In a setup where the script is not called, like the above symptoms log entries:

bm-edge-1 systemd 1 - - Started Edge NSD.
bm-edge-1 NSX 6619 - [nsx@6876 comp="nsx-edge" subcomp="nsd" tid="6619" level="INFO"] Set interface kni-lrport-0 state Up

Note: The log message 'Detected parent kni interface kni-lrport-0 creation state up' is not logged, as in the working log messages above. As a result, the ip.py script is not run, which leads to the KNI thread CPU affinity not being configured.

Step 1. To check if the CPU affinity is configured for the KNI thread, as admin on the BME run:

bm-edge-1> get dataplane | find Corelist
Corelist : 0,4,8,12,10,6,2,16,20,24,22,18,14,28,32,36,38,34,30,26,40,44,48,50,46,42

Step 2. As root, run 'ps aux | grep kni' to get the process ID (PID) for KNI thread:

bm-edge-1:~# ps aux | grep kni
root 17901 97.8 0.0 0 0 ? R Aug10 12648:14 [kni_single]

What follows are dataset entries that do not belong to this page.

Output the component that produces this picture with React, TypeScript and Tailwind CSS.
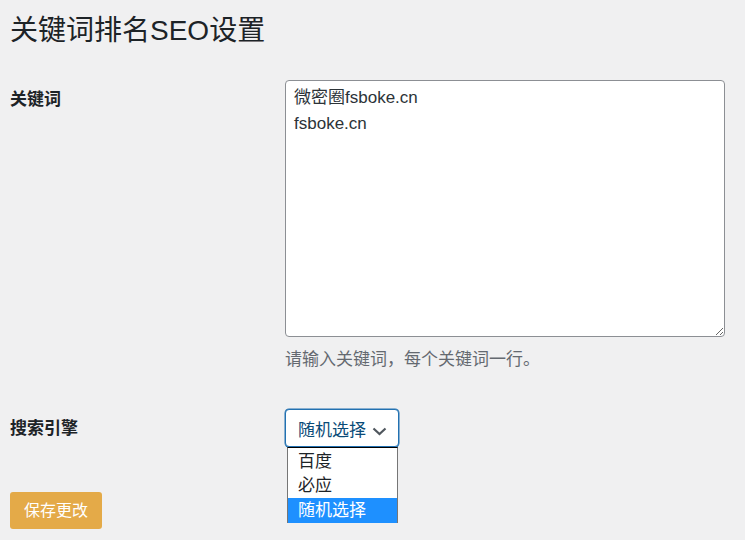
import React from "react";

const font = { fontFamily: '"Liberation Sans","Noto Sans CJK SC",sans-serif' };

export default function App() {
  return (
    <div
      className="relative w-full h-[540px] overflow-hidden bg-[#f0f0f1] px-[10px] text-[#1d2327]"
      style={font}
    >
      <h1 className="pt-[13px] text-[28px] leading-[36px] font-normal">关键词排名SEO设置</h1>

      <div className="mt-[31px] flex">
        <div className="w-[275px] shrink-0 pt-[9px] text-[17px] leading-[22px] font-bold">关键词</div>
        <div className="flex flex-col">
          <textarea
            readOnly
            defaultValue={"微密圈fsboke.cn\nfsboke.cn"}
            className="w-[440px] h-[257px] rounded-[4px] border border-[#8c8f94] bg-white px-[8px] pt-[4px] text-[17px] leading-[26px] text-[#2c3338] outline-none resize"
            style={font}
          />
          <p className="mt-[11px] text-[17px] leading-[24px] text-[#646970]">请输入关键词，每个关键词一行。</p>
        </div>
      </div>

      <div className="mt-[37px] flex">
        <div className="w-[275px] shrink-0 pt-[9px] text-[17px] leading-[22px] font-bold">搜索引擎</div>
        <div className="relative">
          <div className="flex h-[38px] w-[114px] items-center rounded-[4px] border border-[#2271b1] bg-white pt-[6px] pl-[12px] pr-[10px] text-[17px] text-[#0a4b78] shadow-[0_0_0_0.5px_#2271b1]">
            <span className="leading-[22px]">随机选择</span>
            <svg className="ml-[6px]" width="15" height="9" viewBox="0 0 15 9" fill="none">
              <path d="M1.5 1.5 L7.5 7 L13.5 1.5" stroke="#50575e" strokeWidth="2.2" />
            </svg>
          </div>
          <div className="absolute left-[2px] top-[38px] w-[111px] border-x border-t border-x-[#767676] border-t-black bg-white text-[17px] text-[#1d2327]">
            <div className="h-[25px] pl-[10px] pt-[1px] leading-[25px]">百度</div>
            <div className="h-[25px] pl-[10px] leading-[25px]">必应</div>
            <div className="h-[25px] bg-[#1e90ff] pl-[10px] leading-[25px] text-white">随机选择</div>
          </div>
        </div>
      </div>

      <button className="mt-[45px] flex h-[37px] w-[92px] items-center justify-center rounded-[3px] bg-[#e4aa48] text-[16px] text-white">
        保存更改
      </button>
    </div>
  );
}
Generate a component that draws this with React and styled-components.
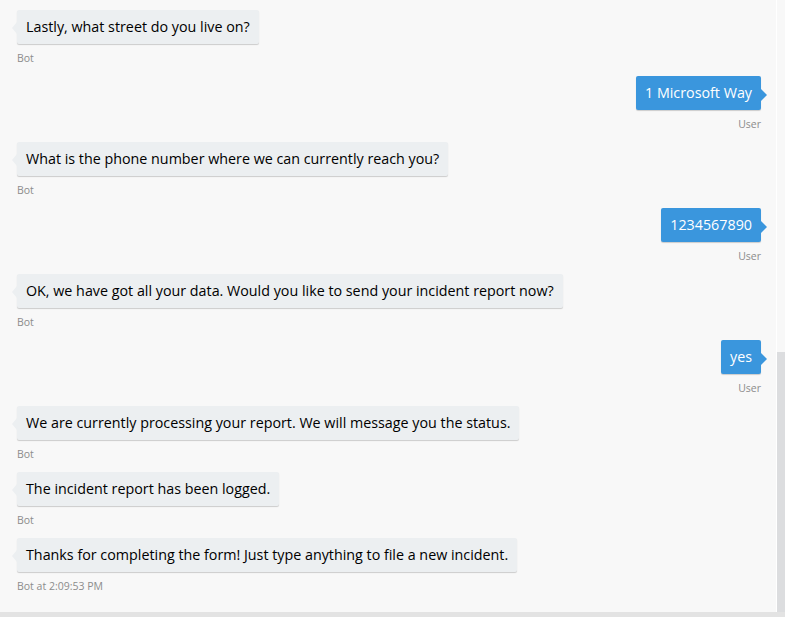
import React from "react"
import styled, { createGlobalStyle } from "styled-components"

const GlobalStyle = createGlobalStyle`
  html, body {
    margin: 0;
    padding: 0;
    background: #f8f8f8;
  }
  body {
    font-family: "Open Sans", "Noto Sans", sans-serif;
  }
`

const Chat = styled.div`
  width: 785px;
  height: 617px;
  display: flex;
  flex-direction: column;
  overflow: hidden;
  background: #f8f8f8;
`

const Body = styled.div`
  flex: 1;
  display: flex;
  min-height: 0;
`

const History = styled.div`
  flex: 1;
  display: flex;
  flex-direction: column;
  padding: 10px 15px 0 17px;
  border-right: 1px solid #ffffff;
`

const Track = styled.div`
  width: 8px;
  display: flex;
  flex-direction: column;
`

const Thumb = styled.div`
  margin-top: 352px;
  flex: 1;
  background: #dcdddf;
`

const Footer = styled.div`
  height: 5px;
  background: #e3e3e3;
`

const Group = styled.div`
  display: flex;
  flex-direction: column;
  align-items: ${p => (p.$user ? "flex-end" : "flex-start")};
  margin-bottom: 11px;
`

const Bubble = styled.div`
  position: relative;
  padding: 8px 9px;
  border-radius: 2px;
  font-size: 14.3px;
  line-height: 18px;
  background: ${p => (p.$user ? "#3a96dd" : "#eceff1")};
  color: ${p => (p.$user ? "#ffffff" : "#000000")};
  box-shadow: 0 1px 1px rgba(0, 0, 0, 0.18);

  &::before {
    content: "";
    position: absolute;
    top: ${p => (p.$user ? "13px" : "12px")};
    ${p => (p.$user ? "right: -6px;" : "left: -5px;")}
    border-top: 6px solid transparent;
    border-bottom: 6px solid transparent;
    ${p =>
      p.$user
        ? "border-left: 6px solid #3a96dd;"
        : "border-right: 5px solid #eceff1;"}
  }
`

const From = styled.div`
  margin-top: 7px;
  font-size: 10.5px;
  line-height: 14px;
  color: #8c8c8c;
`

const messages = [
  { from: "bot", text: "Lastly, what street do you live on?" },
  { from: "user", text: "1 Microsoft Way" },
  { from: "bot", text: "What is the phone number where we can currently reach you?" },
  { from: "user", text: "1234567890" },
  { from: "bot", text: "OK, we have got all your data. Would you like to send your incident report now?" },
  { from: "user", text: "yes" },
  { from: "bot", text: "We are currently processing your report. We will message you the status." },
  { from: "bot", text: "The incident report has been logged." },
  {
    from: "bot",
    text: "Thanks for completing the form! Just type anything to file a new incident.",
    time: "2:09:53 PM",
  },
]

export default function App() {
  return (
    <>
      <GlobalStyle />
      <Chat>
        <Body>
          <History>
            {messages.map((m, i) => {
              const user = m.from === "user"
              return (
                <Group key={i} $user={user}>
                  <Bubble $user={user}>{m.text}</Bubble>
                  <From>
                    {user ? "User" : "Bot"}
                    {m.time ? ` at ${m.time}` : ""}
                  </From>
                </Group>
              )
            })}
          </History>
          <Track>
            <Thumb />
          </Track>
        </Body>
        <Footer />
      </Chat>
    </>
  )
}
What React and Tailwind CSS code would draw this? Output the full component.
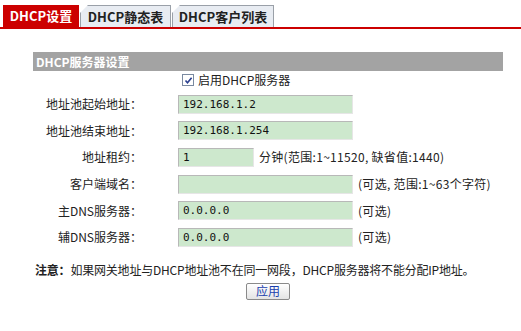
const font = { fontFamily: '"Noto Sans CJK SC", "Liberation Sans", sans-serif' };

function Field({ label, value = "", wide = true, hint }) {
  return (
    <div className="flex h-[26.6px] items-center">
      <div className="w-[109px] text-right text-[12px] text-[#222] whitespace-nowrap">{label}</div>
      <div className="ml-[36px] flex items-center">
        <div
          className={`h-[19px] ${wide ? "w-[175px]" : "w-[76px]"} border border-t-[#b8b8b8] border-l-[#b8b8b8] border-b-[#e6e6e6] border-r-[#e6e6e6] bg-[#cde8cd] pl-[4px] text-[12px] leading-[17px] text-[#111]`}
          style={{ fontFamily: '"DejaVu Sans Mono", "Liberation Mono", monospace', fontSize: "11px" }}
        >
          {value}
        </div>
        {hint && <span className="ml-[5px] text-[12px] tracking-[0.3px] text-[#222] whitespace-nowrap">{hint}</span>}
      </div>
    </div>
  );
}

export default function App() {
  return (
    <div className="h-[331px] w-[521px] bg-white" style={font}>
      {/* tabs */}
      <div className="flex items-end border-b-2 border-[#c00] pl-[3px] pt-[5px]">
        <div className="flex h-[22px] w-[76px] items-center justify-center bg-[#cc0000] text-[13px] font-bold text-white">
          DHCP设置
        </div>
        <div className="ml-[1px] flex h-[22px] w-[91px] items-center justify-center border border-b-0 border-[#9aa0a8] bg-[#e8ecf2] text-[13px] font-bold text-[#222] [clip-path:polygon(8px_0,100%_0,100%_100%,0_100%,0_8px)]">
          DHCP静态表
        </div>
        <div className="ml-[1px] flex h-[22px] w-[102px] items-center justify-center border border-b-0 border-[#9aa0a8] bg-[#e8ecf2] text-[13px] font-bold text-[#222] [clip-path:polygon(8px_0,100%_0,100%_100%,0_100%,0_8px)]">
          DHCP客户列表
        </div>
      </div>

      <div className="pl-[33px] pt-[23px]">
        <div className="flex h-[19px] w-[470px] items-center bg-[#a3a3a3] pl-[3px] text-[12px] font-bold text-white">
          DHCP服务器设置
        </div>

        <div className="flex h-[18px] items-center pl-[149px]">
          <span className="flex h-[12px] w-[12px] items-center justify-center border border-[#7a8aa0] bg-white">
            <svg width="9" height="9" viewBox="0 0 9 9">
              <path d="M1.5 4.5 L3.5 6.8 L7.6 1.8" fill="none" stroke="#2a3f8f" strokeWidth="1.6" />
            </svg>
          </span>
          <span className="ml-[4px] text-[12px] text-[#222]">启用DHCP服务器</span>
        </div>

        <div className="mt-[2px]">
          <Field label="地址池起始地址：" value="192.168.1.2" />
          <Field label="地址池结束地址：" value="192.168.1.254" />
          <Field label="地址租约：" value="1" wide={false} hint="分钟(范围:1~11520, 缺省值:1440)" />
          <Field label="客户端域名：" hint="(可选, 范围:1~63个字符)" />
          <Field label="主DNS服务器：" value="0.0.0.0" hint="(可选)" />
          <Field label="辅DNS服务器：" value="0.0.0.0" hint="(可选)" />
        </div>

        <div className="mt-[10px] pl-[2px] text-[12px] tracking-[-0.2px] text-[#222]">
          <span className="font-bold">注意：</span>如果网关地址与DHCP地址池不在同一网段，DHCP服务器将不能分配IP地址。
        </div>

        <div className="mt-[4px] flex w-[470px] justify-center">
          <button className="h-[17px] w-[44px] rounded-[2px] border border-[#8a8a8a] bg-gradient-to-b from-white to-[#e4e4e4] text-[12px] leading-[14px] text-[#1a3fae]">
            应用
          </button>
        </div>
      </div>
    </div>
  );
}
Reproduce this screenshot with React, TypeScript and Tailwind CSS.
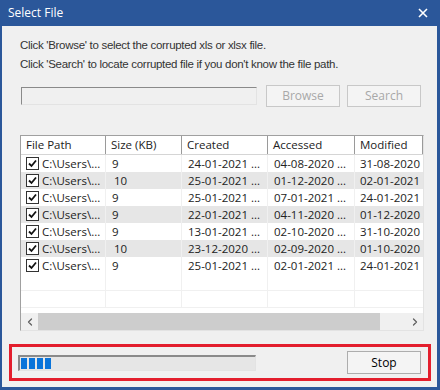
import { ChevronLeft, ChevronRight } from "lucide-react";

const rows = [
  ["9", "24-01-2021 13:05", "04-08-2020 10:12", "31-08-2020 12:40"],
  ["10", "25-01-2021 11:20", "01-12-2020 09:45", "02-01-2021 14:22"],
  ["9", "25-01-2021 11:24", "07-01-2021 16:03", "24-01-2021 17:30"],
  ["9", "22-01-2021 10:02", "04-11-2020 12:18", "01-12-2020 20:11"],
  ["9", "13-01-2021 15:47", "02-10-2020 11:06", "31-10-2020 18:55"],
  ["10", "23-12-2020 09:33", "02-09-2020 13:27", "01-10-2020 10:40"],
  ["9", "25-01-2021 12:09", "02-01-2021 08:14", "24-01-2021 19:02"],
];

const cols = ["w-[85px]", "w-[76px]", "w-[86px]", "w-[87px]", "w-[68px]"];

const CheckBox = () => (
  <span className="w-[13px] h-[13px] shrink-0 border border-[#333] bg-white flex items-center justify-center">
    <svg width="9" height="9" viewBox="0 0 9 9">
      <path d="M1 4.5 L3.5 7 L8 1.5" stroke="#111" strokeWidth="1.8" fill="none" />
    </svg>
  </span>
);

const App = () => {
  return (
    <div className="w-[440px] h-[390px] bg-[#2b579a] flex flex-col font-['Open_Sans',sans-serif]">
      {/* title bar */}
      <div className="h-[26px] flex items-center justify-between pl-[8px] pr-[12px] text-white">
        <span className="text-[12px]">Select File</span>
        <svg width="10" height="10" viewBox="0 0 10 10">
          <path d="M1 1 L9 9 M9 1 L1 9" stroke="white" strokeWidth="1.6" />
        </svg>
      </div>

      <div className="flex-1 bg-[#f0f0f0] ml-[2px] mr-[3px] mb-[3px] flex flex-col">
        <div className="pt-[10px] pl-[18px] text-[11.5px] tracking-[-0.3px] leading-[19px] text-[#333] font-['Liberation_Sans',sans-serif]">
          <p>Click 'Browse' to select the corrupted xls or xlsx file.</p>
          <p>Click 'Search' to locate corrupted file if you don't know the file path.</p>
        </div>

        <div className="mt-[11px] ml-[19px] flex items-center">
          <div className="w-[236px] h-[18px] border-t border-l border-[#8a8a8a] border-b border-r border-b-[#e3e3e3] border-r-[#e3e3e3] bg-[#f0f0f0]" />
          <button className="ml-[9px] w-[74px] h-[22px] border border-[#c8c8c8] bg-[#f4f4f4] text-[12px] text-[#a8a8a8]">
            Browse
          </button>
          <button className="ml-[7px] w-[74px] h-[22px] border border-[#c8c8c8] bg-[#f4f4f4] text-[12px] text-[#a8a8a8]">
            Search
          </button>
        </div>

        {/* file list */}
        <div className="mt-[28px] ml-[18px] w-[404px] h-[196px] border-t border-l border-[#a0a0a0] border-b border-r border-b-[#e3e3e3] border-r-[#e3e3e3] bg-white flex flex-col text-[11.5px] text-[#222]">
          <div className="h-[19px] flex shrink-0 border-b border-[#d5d5d5] bg-white">
            {["File Path", "Size (KB)", "Created", "Accessed", "Modified"].map((h, i) => (
              <div
                key={h}
                className={`${cols[i]} shrink-0 pl-[5px] flex items-center border-r border-[#9a9a9a] overflow-hidden whitespace-nowrap`}
              >
                {h}
              </div>
            ))}
          </div>
          <div className="flex-1 overflow-hidden">
            {rows.map((r, idx) => (
              <div
                key={idx}
                className={`h-[17px] flex ${idx % 2 === 1 ? "bg-[#e6e6e6]" : "bg-white"}`}
              >
                <div className={`${cols[0]} shrink-0 pl-[5px] flex items-center gap-[3px] border-r border-[#f0f0f0] overflow-hidden whitespace-nowrap`}>
                  <CheckBox />
                  <span>C:\Users\...</span>
                </div>
                <div className={`${cols[1]} shrink-0 ${r[0] === "10" ? "pl-[8px]" : "pl-[6px]"} flex items-center border-r border-[#f0f0f0]`}>
                  {r[0]}
                </div>
                <div className={`${cols[2]} shrink-0 pl-[6px] flex items-center border-r border-[#f0f0f0] whitespace-nowrap overflow-hidden`}>
                  {r[1].slice(0, 10)} ...
                </div>
                <div className={`${cols[3]} shrink-0 pl-[6px] flex items-center border-r border-[#f0f0f0] whitespace-nowrap overflow-hidden`}>
                  {r[2].slice(0, 10)} ...
                </div>
                <div className={`${cols[4]} shrink-0 pl-[5px] flex items-center whitespace-nowrap overflow-hidden`}>
                  {r[3]}
                </div>
              </div>
            ))}
            {[0, 1].map((k) => (
              <div key={k} className="h-[17px] flex border-b border-[#f0f0f0]">
                {cols.slice(0, 4).map((c) => (
                  <div key={c} className={`${c} shrink-0 border-r border-[#f0f0f0]`} />
                ))}
              </div>
            ))}
          </div>
          <div className="h-[17px] shrink-0 flex items-center bg-[#f0f0f0]">
            <span className="w-[17px] flex justify-center text-[#606060]">
              <ChevronLeft size={12} strokeWidth={2.5} />
            </span>
            <div className="w-[342px] h-[17px] bg-[#cdcdcd]" />
            <div className="flex-1" />
            <span className="w-[17px] flex justify-center text-[#606060]">
              <ChevronRight size={12} strokeWidth={2.5} />
            </span>
          </div>
        </div>

        {/* status area */}
        <div className="mt-[13px] ml-[7px] mr-[6px] h-[37px] border-[3px] border-[#e31e2d] flex items-center justify-between pl-[6px] pr-[7px]">
          <div className="w-[238px] h-[16px] border-t-2 border-l-2 border-[#8a8a8a] border-b border-r border-b-[#e3e3e3] border-r-[#e3e3e3] bg-[#e6e6e6] flex items-center gap-[2px] pl-[1px]">
            {[0, 1, 2, 3].map((b) => (
              <span key={b} className="w-[6px] h-[11px] bg-[#0a74da]" />
            ))}
          </div>
          <button className="w-[74px] h-[23px] border border-[#adadad] bg-[#f4f4f4] text-[12px] text-black">
            Stop
          </button>
        </div>
      </div>
    </div>
  );
};

export default App;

Step 3. Then use the command below command with the PID found in the previous command:

bm-edge-1:~# taskset -apc 17901

pid 17901's current affinity list: 0-51

If CPU affinity for the KNI thread is configured properly, the CPU cores in Step 1 and Step 3 should not be overlapping.

Alternatively, step 2 and 3 can be run with the single command: taskset -pc $(pidof kni_single)

Resolution

This issue is resolved in VMware NSX 3.2.3 and 4.1.1, available at VMware downloads.

Workaround:
There are two workarounds:
1. Place the impacted BME(s) in and out of maintenance mode, which will essentially, restart the datapath service. This may need to be repeated multiple times.

2. Use the following steps to manually configure the CPU affinity for the KNI thread.

2.(a). As admin user, run the command "get dataplane | find Corelist" to discover all datapath cores.

bm-edge-1> get dataplane | find Corelist

Corelist : 0,4,8,12,10,6,2,16,20,24,22,18,14,28,32,36,38,34,30,26,40,44,48,50,46,42

2.(b). View the file /var/run/vmware/edge/cpu_usage.json, go to the very bottom of the file and view the usage of non-DPDK cores, like below:

    "non_dpdk_cpu_per_core": {
        "1": 100.0,
        "3": 9.01,
        "5": 5.88,
        "7": 1.19,
        "9": 0.97,
        "11": 0.98,
        "13": 0.91,
        "15": 1.09,
        "17": 1.26,
        "19": 0.9,
        "21": 0.95,
        "23": 0.89,
        "25": 1.02,
        "27": 0.79,
        "29": 0.75,
        "31": 0.8,
        "33": 0.93,
        "35": 0.91,
        "37": 0.9,
        "39": 0.73,
        "41": 0.87,
        "43": 0.7,
        "45": 0.81,
        "47": 0.63,
        "49": 0.88,
        "51": 0.88

Under normal circumstances, there should be two non-DPDK cores running high usage. If the issue is present, there will be only one non-DPDK core running at high usage.
Select a non-DPDK core NOT running high usage, for example core 3 from above '"3": 9.01,'.
The non-DPDK core you select, should also NOT show up in the output from step 2.(a) above.
2.(c). On the edge, as root user, run "ps aux | grep kni" to find the PID for KNI thread:

bm-edge-1:~# ps aux | grep kni
root 17901 97.8 0.0 0 0 ? R Aug10 12648:14 [kni_single]

2.(d). Use the command 'taskset -apc <non-DPDK core found in 2.(b)> <PID found in 2.(c)>'

bm-edge-1:~# taskset -apc 3 17901
pid 17901's current affinity list: 0-51
pid 17901's new affinity list: 3

Note: No service restart is needed in this second workaround.